● Task prompt
Reproduce, word for word, every line from the first one down to the line containing "useState, type ReactNode", and nothing else.

● Data lines
** start **

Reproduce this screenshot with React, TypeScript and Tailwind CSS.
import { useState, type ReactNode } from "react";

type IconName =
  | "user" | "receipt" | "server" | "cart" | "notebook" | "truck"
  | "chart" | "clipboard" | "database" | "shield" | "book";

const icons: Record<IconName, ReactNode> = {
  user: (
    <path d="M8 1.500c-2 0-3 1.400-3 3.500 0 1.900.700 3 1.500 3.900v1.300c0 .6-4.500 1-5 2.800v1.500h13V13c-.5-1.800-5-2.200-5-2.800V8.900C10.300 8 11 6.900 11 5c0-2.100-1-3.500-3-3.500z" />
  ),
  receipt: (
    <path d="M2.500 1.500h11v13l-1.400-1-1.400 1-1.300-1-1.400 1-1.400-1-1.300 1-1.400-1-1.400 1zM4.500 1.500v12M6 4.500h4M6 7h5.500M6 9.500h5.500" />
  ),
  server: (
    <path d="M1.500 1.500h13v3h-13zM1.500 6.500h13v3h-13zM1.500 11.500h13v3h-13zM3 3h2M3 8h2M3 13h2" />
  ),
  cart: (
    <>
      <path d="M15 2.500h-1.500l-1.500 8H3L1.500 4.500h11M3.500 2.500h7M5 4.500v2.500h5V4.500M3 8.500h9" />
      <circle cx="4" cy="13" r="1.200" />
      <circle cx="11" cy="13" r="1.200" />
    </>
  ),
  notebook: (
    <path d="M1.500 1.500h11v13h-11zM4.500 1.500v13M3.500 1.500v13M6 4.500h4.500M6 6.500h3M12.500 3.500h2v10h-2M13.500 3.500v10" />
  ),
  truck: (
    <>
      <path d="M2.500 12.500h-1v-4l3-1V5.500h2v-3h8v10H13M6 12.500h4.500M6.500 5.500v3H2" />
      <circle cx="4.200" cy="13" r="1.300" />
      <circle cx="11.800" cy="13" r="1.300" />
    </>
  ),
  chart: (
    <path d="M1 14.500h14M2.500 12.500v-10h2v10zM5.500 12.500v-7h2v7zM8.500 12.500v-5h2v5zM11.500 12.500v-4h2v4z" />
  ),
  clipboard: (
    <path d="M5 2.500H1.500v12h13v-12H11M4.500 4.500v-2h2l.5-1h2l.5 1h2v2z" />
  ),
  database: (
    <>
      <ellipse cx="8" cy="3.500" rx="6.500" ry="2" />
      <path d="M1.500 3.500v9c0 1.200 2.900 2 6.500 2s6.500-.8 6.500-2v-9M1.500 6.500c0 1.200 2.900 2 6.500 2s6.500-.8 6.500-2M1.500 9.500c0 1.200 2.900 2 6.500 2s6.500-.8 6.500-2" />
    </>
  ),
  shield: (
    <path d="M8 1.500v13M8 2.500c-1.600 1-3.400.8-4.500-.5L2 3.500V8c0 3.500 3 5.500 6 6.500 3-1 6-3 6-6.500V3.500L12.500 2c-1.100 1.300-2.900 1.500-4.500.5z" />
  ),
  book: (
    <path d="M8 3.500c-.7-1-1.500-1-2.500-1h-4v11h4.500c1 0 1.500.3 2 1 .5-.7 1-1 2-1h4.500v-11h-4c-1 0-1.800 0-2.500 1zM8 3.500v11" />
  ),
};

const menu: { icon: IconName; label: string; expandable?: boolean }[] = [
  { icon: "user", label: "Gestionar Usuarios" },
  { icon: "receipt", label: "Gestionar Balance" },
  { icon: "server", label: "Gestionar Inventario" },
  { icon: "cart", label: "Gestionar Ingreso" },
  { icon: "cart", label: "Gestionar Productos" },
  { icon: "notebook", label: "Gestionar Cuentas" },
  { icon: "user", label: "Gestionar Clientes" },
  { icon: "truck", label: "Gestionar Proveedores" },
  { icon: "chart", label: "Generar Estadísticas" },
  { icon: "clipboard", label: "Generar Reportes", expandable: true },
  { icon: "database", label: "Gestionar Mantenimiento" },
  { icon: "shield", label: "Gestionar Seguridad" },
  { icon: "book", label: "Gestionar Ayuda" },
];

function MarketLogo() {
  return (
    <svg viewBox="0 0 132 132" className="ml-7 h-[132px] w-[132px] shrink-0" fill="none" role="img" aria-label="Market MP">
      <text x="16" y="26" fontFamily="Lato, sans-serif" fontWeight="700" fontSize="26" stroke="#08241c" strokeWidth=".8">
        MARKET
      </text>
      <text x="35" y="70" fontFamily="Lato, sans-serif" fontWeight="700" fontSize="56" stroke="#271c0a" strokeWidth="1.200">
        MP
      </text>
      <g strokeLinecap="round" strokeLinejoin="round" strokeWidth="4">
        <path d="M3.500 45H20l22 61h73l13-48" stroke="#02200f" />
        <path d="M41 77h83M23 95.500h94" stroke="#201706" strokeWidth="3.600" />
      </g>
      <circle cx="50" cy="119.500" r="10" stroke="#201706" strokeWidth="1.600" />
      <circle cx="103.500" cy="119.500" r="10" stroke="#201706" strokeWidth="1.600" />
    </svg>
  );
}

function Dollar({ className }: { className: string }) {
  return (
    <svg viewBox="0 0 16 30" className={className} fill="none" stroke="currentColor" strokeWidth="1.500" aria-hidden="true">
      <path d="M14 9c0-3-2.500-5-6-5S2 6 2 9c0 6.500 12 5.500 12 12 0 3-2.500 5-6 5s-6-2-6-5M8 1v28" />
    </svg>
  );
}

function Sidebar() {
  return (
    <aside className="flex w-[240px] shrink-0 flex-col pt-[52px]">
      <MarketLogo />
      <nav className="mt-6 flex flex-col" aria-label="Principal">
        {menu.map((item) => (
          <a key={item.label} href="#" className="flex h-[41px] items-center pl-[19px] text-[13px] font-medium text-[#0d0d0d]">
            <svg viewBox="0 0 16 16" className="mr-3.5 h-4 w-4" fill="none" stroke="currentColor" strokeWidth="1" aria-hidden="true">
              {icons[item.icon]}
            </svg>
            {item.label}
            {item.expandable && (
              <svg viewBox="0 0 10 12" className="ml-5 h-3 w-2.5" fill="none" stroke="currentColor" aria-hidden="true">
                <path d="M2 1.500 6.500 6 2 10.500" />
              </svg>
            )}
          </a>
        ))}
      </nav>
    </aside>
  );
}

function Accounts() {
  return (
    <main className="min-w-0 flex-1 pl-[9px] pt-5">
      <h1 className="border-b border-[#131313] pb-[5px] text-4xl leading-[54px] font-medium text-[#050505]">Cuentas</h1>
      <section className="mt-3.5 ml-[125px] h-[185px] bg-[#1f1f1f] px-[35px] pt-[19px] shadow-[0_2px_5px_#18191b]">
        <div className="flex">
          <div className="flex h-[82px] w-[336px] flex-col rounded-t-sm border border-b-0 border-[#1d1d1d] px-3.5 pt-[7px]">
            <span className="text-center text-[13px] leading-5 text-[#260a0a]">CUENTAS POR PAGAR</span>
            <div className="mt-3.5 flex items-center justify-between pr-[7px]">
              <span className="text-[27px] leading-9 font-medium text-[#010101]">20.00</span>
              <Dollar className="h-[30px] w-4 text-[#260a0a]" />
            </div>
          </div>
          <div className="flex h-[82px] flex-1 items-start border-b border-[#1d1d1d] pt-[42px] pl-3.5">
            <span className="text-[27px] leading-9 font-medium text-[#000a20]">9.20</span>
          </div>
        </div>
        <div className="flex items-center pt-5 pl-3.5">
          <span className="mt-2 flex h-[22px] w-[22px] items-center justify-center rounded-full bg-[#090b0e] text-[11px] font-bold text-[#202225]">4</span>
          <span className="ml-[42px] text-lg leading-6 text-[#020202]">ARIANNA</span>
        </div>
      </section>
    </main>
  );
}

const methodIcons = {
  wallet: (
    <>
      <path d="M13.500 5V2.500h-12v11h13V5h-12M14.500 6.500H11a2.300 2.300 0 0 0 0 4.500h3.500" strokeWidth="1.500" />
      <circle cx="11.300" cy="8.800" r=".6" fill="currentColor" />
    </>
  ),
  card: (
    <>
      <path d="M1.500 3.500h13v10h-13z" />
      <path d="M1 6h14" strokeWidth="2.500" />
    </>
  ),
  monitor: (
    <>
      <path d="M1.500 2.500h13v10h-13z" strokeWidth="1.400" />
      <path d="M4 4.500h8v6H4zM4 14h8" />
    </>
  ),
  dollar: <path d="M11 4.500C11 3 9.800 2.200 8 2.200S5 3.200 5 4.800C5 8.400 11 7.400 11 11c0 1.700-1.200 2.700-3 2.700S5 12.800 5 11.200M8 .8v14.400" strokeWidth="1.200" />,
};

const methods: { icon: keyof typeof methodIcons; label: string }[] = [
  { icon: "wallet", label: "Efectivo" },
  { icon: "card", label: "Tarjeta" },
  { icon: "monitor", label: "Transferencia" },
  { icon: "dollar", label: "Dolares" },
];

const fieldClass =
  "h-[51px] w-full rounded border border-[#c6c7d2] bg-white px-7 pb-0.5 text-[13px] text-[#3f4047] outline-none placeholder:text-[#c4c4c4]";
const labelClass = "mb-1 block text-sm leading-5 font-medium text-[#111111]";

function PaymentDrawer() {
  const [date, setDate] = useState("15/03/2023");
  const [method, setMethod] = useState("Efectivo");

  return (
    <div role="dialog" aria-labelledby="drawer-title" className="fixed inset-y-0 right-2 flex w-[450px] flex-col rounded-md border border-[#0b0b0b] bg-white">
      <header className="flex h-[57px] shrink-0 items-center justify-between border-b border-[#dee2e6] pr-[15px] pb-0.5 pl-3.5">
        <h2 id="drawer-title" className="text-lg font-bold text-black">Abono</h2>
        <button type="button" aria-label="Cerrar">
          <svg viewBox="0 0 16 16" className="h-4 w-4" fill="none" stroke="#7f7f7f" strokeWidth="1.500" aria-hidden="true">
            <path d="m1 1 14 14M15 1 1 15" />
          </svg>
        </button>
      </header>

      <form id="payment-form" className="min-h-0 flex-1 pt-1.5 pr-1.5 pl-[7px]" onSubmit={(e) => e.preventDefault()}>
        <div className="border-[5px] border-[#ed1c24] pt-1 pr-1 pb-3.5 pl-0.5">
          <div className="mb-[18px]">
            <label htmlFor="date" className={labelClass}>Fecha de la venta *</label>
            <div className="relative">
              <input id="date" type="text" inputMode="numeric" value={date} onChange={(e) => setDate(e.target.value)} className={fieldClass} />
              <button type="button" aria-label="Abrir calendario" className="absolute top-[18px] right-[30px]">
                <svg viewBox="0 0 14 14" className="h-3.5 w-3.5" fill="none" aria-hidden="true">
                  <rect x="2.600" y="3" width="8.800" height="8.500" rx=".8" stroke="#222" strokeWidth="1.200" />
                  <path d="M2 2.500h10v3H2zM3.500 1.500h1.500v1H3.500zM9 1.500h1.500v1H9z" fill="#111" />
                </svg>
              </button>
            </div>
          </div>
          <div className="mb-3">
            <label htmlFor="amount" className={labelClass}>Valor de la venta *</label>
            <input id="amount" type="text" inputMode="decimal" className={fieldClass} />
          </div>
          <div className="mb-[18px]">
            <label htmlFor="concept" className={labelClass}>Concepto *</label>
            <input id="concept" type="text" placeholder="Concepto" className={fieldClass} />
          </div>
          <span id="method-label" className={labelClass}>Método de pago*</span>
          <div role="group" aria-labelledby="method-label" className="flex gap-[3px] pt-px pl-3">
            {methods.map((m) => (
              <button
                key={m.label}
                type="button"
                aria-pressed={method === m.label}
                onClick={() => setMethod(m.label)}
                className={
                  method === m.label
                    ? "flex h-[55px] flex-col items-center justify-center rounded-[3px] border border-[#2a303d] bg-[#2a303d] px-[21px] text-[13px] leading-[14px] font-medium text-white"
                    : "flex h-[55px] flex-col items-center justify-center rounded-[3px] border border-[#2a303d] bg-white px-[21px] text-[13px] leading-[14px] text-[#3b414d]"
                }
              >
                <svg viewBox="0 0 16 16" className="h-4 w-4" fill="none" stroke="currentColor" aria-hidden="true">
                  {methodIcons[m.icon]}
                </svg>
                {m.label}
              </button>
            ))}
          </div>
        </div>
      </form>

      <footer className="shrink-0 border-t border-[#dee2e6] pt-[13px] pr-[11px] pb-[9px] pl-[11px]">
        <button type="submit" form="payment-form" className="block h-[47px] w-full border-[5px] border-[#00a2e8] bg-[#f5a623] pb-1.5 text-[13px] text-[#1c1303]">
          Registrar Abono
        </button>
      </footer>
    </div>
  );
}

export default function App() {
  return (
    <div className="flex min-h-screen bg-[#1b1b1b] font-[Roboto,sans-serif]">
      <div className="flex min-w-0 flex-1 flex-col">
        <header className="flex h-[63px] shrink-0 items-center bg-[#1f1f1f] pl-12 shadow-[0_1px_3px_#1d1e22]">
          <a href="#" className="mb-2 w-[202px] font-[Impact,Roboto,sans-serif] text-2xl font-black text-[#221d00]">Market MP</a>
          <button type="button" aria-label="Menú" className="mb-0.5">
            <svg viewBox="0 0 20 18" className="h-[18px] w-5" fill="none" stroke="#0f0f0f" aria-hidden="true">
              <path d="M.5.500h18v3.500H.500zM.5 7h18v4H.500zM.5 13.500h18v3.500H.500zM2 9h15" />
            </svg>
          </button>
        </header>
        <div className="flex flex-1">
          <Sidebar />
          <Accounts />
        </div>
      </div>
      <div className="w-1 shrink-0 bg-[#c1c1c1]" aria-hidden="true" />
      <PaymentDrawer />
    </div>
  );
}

** end **

● Output of the task
Reproduce this screenshot with React, TypeScript and Tailwind CSS.
import { useState, type ReactNode } from "react";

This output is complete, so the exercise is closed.